YOUR INSTRUCTIONS:
Write out, word for word, every line from the first one through the line that holds "<settings-screen></settings-screen>", and nothing else; skip the pictures.
--*--
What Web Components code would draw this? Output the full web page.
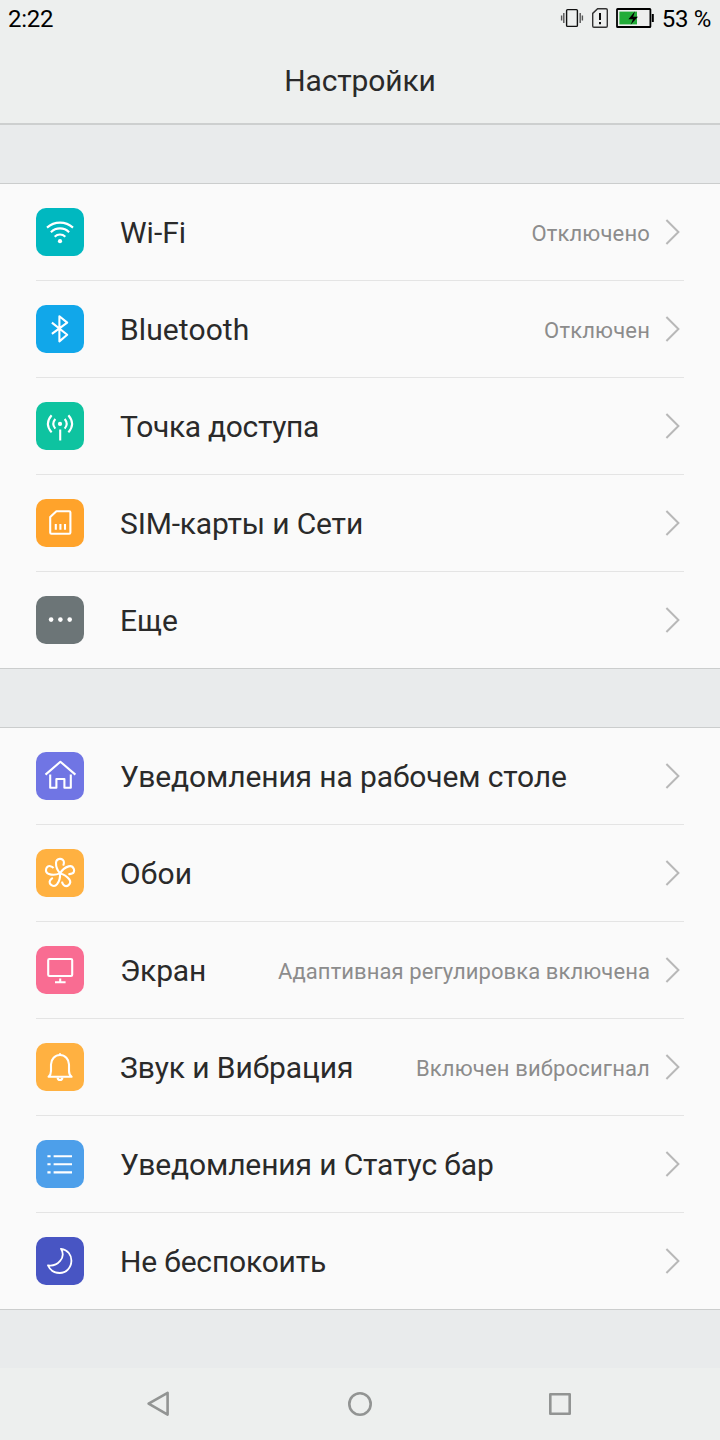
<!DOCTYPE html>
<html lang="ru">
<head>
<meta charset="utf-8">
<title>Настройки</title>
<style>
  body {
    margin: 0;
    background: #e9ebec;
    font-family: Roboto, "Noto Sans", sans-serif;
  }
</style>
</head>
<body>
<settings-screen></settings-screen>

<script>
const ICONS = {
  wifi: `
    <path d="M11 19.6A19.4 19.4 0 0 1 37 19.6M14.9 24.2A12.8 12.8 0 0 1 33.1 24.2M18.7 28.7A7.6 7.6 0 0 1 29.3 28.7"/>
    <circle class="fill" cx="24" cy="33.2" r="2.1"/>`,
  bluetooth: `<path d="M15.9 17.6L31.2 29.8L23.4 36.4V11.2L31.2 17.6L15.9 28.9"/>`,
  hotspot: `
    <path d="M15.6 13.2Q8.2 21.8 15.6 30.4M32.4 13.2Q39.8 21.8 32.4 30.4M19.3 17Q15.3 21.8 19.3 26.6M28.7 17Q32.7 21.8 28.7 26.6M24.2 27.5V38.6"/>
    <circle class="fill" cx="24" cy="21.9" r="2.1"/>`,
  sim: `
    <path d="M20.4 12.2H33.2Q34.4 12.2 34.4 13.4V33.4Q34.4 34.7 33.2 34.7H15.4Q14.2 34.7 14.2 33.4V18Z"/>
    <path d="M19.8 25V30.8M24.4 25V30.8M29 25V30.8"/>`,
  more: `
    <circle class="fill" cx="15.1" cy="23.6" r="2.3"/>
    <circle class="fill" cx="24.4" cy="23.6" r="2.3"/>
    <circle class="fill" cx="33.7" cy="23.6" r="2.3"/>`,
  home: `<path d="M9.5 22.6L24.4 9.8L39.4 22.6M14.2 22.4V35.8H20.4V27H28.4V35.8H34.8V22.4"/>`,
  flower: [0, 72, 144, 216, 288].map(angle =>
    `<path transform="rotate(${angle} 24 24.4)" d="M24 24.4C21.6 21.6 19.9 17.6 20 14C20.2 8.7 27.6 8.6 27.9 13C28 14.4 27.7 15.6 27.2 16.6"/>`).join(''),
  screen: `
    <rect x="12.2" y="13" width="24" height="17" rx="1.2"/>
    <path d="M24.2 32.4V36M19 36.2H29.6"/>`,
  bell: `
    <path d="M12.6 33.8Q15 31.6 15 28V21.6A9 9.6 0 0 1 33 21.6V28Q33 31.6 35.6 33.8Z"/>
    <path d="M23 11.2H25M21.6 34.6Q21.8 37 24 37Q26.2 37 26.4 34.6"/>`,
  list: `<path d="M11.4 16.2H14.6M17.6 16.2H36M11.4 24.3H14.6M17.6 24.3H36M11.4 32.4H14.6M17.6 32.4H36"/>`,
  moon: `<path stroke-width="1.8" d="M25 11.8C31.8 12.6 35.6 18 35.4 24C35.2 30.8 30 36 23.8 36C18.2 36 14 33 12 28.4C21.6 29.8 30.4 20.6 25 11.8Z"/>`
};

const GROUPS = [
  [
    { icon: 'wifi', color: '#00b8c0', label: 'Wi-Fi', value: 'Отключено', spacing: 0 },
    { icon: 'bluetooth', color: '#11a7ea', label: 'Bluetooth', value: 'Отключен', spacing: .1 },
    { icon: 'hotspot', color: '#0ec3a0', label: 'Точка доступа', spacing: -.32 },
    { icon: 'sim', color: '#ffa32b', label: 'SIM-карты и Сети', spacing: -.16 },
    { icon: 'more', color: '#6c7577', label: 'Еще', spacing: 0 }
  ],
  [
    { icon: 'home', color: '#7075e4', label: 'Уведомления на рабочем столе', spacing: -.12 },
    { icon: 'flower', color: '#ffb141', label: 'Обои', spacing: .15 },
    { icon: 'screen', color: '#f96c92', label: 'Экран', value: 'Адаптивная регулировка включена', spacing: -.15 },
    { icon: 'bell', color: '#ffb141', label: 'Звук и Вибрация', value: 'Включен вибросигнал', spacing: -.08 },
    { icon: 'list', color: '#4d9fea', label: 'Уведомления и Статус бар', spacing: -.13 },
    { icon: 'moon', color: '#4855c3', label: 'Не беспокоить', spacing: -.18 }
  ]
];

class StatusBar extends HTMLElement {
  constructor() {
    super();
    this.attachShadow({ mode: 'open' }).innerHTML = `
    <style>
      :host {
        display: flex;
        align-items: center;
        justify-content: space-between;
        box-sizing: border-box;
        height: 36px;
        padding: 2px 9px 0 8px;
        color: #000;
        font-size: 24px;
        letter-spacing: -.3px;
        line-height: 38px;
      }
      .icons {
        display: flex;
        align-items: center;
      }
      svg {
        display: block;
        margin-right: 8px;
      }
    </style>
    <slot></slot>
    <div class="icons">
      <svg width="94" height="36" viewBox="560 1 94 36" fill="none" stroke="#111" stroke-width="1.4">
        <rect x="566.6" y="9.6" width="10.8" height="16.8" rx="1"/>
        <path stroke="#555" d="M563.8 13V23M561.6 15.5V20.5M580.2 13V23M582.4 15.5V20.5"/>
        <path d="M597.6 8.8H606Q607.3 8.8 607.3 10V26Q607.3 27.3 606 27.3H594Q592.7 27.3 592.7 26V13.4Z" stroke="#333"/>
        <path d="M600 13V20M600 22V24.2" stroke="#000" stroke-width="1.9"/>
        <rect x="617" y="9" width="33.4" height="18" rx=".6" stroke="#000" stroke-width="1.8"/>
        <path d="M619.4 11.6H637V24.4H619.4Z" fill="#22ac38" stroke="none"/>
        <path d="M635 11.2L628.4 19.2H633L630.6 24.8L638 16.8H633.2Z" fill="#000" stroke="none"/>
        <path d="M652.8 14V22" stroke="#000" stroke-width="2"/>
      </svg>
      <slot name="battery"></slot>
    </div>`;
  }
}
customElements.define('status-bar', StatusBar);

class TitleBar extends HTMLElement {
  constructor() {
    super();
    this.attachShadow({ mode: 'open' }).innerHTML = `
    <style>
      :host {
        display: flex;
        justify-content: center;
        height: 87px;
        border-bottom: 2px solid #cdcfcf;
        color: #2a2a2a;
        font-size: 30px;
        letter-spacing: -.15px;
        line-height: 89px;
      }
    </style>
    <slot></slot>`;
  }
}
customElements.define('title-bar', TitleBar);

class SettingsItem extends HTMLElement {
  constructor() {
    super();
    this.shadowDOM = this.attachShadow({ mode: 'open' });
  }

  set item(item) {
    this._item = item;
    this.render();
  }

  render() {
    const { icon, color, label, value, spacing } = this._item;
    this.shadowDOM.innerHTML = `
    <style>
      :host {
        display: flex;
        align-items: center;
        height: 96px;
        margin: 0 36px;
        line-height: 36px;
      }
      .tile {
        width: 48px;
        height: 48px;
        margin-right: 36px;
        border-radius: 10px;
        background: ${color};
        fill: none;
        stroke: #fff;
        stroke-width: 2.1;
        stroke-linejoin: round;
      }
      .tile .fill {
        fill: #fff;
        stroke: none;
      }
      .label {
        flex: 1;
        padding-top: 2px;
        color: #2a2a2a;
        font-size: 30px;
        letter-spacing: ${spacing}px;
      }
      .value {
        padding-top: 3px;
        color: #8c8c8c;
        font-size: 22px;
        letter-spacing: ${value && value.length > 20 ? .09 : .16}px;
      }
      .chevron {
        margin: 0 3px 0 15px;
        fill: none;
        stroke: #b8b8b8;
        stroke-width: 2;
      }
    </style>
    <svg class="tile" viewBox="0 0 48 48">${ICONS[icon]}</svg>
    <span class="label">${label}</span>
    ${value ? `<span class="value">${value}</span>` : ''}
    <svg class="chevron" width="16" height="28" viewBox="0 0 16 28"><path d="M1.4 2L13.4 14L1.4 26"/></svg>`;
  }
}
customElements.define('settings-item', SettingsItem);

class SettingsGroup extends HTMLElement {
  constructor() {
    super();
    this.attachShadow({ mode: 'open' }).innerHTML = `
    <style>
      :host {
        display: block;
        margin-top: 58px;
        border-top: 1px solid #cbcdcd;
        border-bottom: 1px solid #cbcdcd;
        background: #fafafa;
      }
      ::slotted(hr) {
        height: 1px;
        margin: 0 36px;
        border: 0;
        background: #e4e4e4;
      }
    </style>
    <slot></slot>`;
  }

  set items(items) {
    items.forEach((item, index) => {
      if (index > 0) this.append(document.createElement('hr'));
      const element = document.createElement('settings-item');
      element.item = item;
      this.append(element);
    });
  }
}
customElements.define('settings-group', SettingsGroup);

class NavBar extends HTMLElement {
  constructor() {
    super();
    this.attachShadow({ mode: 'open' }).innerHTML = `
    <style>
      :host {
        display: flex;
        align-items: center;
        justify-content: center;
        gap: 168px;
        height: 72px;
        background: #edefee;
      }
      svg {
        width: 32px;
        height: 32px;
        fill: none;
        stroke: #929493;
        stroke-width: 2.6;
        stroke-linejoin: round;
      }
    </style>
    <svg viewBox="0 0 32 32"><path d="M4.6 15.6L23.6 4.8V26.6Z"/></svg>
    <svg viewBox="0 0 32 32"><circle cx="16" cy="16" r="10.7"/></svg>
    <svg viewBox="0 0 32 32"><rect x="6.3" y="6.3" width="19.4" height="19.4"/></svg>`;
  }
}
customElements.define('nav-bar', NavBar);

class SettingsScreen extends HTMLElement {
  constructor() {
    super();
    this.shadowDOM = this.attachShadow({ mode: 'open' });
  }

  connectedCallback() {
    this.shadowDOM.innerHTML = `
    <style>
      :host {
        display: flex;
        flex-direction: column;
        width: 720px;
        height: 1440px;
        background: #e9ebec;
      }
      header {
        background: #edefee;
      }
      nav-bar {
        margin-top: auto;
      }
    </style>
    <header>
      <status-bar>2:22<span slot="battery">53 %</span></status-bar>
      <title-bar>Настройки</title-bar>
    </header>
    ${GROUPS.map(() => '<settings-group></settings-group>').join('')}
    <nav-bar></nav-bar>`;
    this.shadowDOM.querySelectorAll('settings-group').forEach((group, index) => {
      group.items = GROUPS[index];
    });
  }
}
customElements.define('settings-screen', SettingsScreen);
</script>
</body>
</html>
--*--
TASK RESULT:
What Web Components code would draw this? Output the full web page.
<!DOCTYPE html>
<html lang="ru">
<head>
<meta charset="utf-8">
<title>Настройки</title>
<style>
  body {
    margin: 0;
    background: #e9ebec;
    font-family: Roboto, "Noto Sans", sans-serif;
  }
</style>
</head>
<body>
<settings-screen></settings-screen>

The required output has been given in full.